→ WHAT THE EXERCISE ASKS:
Go through the listing and set it down exactly, leaving out its pictures.

→ DATA EXTRACT:
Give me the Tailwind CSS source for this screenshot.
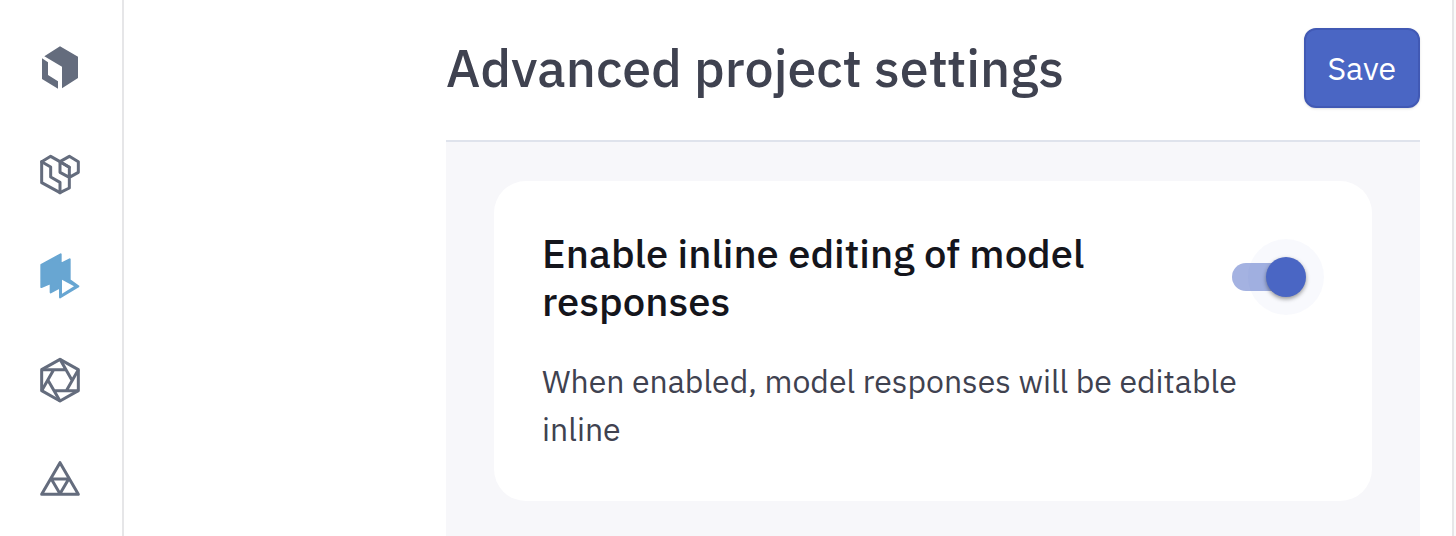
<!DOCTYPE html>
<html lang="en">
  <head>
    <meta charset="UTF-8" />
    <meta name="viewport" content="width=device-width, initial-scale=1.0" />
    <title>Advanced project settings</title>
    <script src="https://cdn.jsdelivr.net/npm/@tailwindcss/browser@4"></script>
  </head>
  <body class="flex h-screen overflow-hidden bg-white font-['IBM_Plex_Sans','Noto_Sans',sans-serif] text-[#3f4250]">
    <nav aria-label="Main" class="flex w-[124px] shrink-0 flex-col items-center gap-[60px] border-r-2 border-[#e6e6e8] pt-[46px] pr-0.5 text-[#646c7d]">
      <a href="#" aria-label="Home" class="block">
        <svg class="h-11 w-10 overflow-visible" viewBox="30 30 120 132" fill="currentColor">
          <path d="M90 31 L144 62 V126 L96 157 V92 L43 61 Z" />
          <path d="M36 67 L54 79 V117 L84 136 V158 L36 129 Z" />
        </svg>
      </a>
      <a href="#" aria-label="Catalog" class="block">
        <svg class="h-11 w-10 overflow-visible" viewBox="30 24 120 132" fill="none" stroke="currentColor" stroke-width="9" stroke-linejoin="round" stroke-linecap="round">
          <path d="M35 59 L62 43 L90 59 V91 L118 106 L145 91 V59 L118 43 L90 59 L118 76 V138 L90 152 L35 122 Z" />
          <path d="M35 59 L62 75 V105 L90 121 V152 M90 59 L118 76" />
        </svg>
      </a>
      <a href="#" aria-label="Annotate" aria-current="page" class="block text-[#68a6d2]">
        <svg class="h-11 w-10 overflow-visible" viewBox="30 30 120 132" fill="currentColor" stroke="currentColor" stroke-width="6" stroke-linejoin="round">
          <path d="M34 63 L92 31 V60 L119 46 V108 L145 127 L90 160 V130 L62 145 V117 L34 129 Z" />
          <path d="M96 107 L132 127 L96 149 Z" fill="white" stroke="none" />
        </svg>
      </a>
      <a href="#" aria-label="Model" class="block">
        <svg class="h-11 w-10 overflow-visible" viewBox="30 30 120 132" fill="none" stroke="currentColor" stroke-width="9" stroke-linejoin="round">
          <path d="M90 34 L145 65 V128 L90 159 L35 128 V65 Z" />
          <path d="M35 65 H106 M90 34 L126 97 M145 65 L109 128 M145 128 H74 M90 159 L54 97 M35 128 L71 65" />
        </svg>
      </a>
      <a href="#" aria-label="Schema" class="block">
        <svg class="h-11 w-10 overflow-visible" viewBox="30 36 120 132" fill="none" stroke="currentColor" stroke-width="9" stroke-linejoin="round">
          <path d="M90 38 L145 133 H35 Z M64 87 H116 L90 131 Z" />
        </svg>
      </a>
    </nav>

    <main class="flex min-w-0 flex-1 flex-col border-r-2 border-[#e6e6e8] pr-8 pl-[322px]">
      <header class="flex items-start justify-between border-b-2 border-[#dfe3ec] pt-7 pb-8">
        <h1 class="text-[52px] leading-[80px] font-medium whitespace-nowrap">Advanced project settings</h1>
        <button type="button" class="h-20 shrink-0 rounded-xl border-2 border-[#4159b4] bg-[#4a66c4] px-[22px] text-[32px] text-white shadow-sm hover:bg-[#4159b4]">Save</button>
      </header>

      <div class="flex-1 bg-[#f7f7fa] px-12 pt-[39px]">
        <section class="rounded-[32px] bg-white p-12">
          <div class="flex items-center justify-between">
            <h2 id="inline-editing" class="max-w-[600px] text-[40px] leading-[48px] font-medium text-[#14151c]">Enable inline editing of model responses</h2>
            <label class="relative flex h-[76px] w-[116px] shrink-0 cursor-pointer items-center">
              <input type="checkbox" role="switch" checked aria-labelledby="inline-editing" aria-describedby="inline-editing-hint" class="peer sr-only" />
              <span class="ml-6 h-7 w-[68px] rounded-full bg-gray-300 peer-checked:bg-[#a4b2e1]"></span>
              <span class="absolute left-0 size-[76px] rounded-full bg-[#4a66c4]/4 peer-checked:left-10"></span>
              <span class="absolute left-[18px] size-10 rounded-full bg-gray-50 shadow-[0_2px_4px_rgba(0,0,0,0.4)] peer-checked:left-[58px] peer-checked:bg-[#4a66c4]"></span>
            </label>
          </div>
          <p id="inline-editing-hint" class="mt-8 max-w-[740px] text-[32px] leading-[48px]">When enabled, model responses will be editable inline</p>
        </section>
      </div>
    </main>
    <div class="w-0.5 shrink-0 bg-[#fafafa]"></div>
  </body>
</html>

→ THE RESULT:
Give me the Tailwind CSS source for this screenshot.
<!DOCTYPE html>
<html lang="en">
  <head>
    <meta charset="UTF-8" />
    <meta name="viewport" content="width=device-width, initial-scale=1.0" />
    <title>Advanced project settings</title>
    <script src="https://cdn.jsdelivr.net/npm/@tailwindcss/browser@4"></script>
  </head>
  <body class="flex h-screen overflow-hidden bg-white font-['IBM_Plex_Sans','Noto_Sans',sans-serif] text-[#3f4250]">
    <nav aria-label="Main" class="flex w-[124px] shrink-0 flex-col items-center gap-[60px] border-r-2 border-[#e6e6e8] pt-[46px] pr-0.5 text-[#646c7d]">
      <a href="#" aria-label="Home" class="block">
        <svg class="h-11 w-10 overflow-visible" viewBox="30 30 120 132" fill="currentColor">
          <path d="M90 31 L144 62 V126 L96 157 V92 L43 61 Z" />
          <path d="M36 67 L54 79 V117 L84 136 V158 L36 129 Z" />
        </svg>
      </a>
      <a href="#" aria-label="Catalog" class="block">
        <svg class="h-11 w-10 overflow-visible" viewBox="30 24 120 132" fill="none" stroke="currentColor" stroke-width="9" stroke-linejoin="round" stroke-linecap="round">
          <path d="M35 59 L62 43 L90 59 V91 L118 106 L145 91 V59 L118 43 L90 59 L118 76 V138 L90 152 L35 122 Z" />
          <path d="M35 59 L62 75 V105 L90 121 V152 M90 59 L118 76" />
        </svg>
      </a>
      <a href="#" aria-label="Annotate" aria-current="page" class="block text-[#68a6d2]">
        <svg class="h-11 w-10 overflow-visible" viewBox="30 30 120 132" fill="currentColor" stroke="currentColor" stroke-width="6" stroke-linejoin="round">
          <path d="M34 63 L92 31 V60 L119 46 V108 L145 127 L90 160 V130 L62 145 V117 L34 129 Z" />
          <path d="M96 107 L132 127 L96 149 Z" fill="white" stroke="none" />
        </svg>
      </a>
      <a href="#" aria-label="Model" class="block">
        <svg class="h-11 w-10 overflow-visible" viewBox="30 30 120 132" fill="none" stroke="currentColor" stroke-width="9" stroke-linejoin="round">
          <path d="M90 34 L145 65 V128 L90 159 L35 128 V65 Z" />
          <path d="M35 65 H106 M90 34 L126 97 M145 65 L109 128 M145 128 H74 M90 159 L54 97 M35 128 L71 65" />
        </svg>
      </a>
      <a href="#" aria-label="Schema" class="block">
        <svg class="h-11 w-10 overflow-visible" viewBox="30 36 120 132" fill="none" stroke="currentColor" stroke-width="9" stroke-linejoin="round">
          <path d="M90 38 L145 133 H35 Z M64 87 H116 L90 131 Z" />
        </svg>
      </a>
    </nav>

    <main class="flex min-w-0 flex-1 flex-col border-r-2 border-[#e6e6e8] pr-8 pl-[322px]">
      <header class="flex items-start justify-between border-b-2 border-[#dfe3ec] pt-7 pb-8">
        <h1 class="text-[52px] leading-[80px] font-medium whitespace-nowrap">Advanced project settings</h1>
        <button type="button" class="h-20 shrink-0 rounded-xl border-2 border-[#4159b4] bg-[#4a66c4] px-[22px] text-[32px] text-white shadow-sm hover:bg-[#4159b4]">Save</button>
      </header>

      <div class="flex-1 bg-[#f7f7fa] px-12 pt-[39px]">
        <section class="rounded-[32px] bg-white p-12">
          <div class="flex items-center justify-between">
            <h2 id="inline-editing" class="max-w-[600px] text-[40px] leading-[48px] font-medium text-[#14151c]">Enable inline editing of model responses</h2>
            <label class="relative flex h-[76px] w-[116px] shrink-0 cursor-pointer items-center">
              <input type="checkbox" role="switch" checked aria-labelledby="inline-editing" aria-describedby="inline-editing-hint" class="peer sr-only" />
              <span class="ml-6 h-7 w-[68px] rounded-full bg-gray-300 peer-checked:bg-[#a4b2e1]"></span>
              <span class="absolute left-0 size-[76px] rounded-full bg-[#4a66c4]/4 peer-checked:left-10"></span>
              <span class="absolute left-[18px] size-10 rounded-full bg-gray-50 shadow-[0_2px_4px_rgba(0,0,0,0.4)] peer-checked:left-[58px] peer-checked:bg-[#4a66c4]"></span>
            </label>
          </div>
          <p id="inline-editing-hint" class="mt-8 max-w-[740px] text-[32px] leading-[48px]">When enabled, model responses will be editable inline</p>
        </section>
      </div>
    </main>
    <div class="w-0.5 shrink-0 bg-[#fafafa]"></div>
  </body>
</html>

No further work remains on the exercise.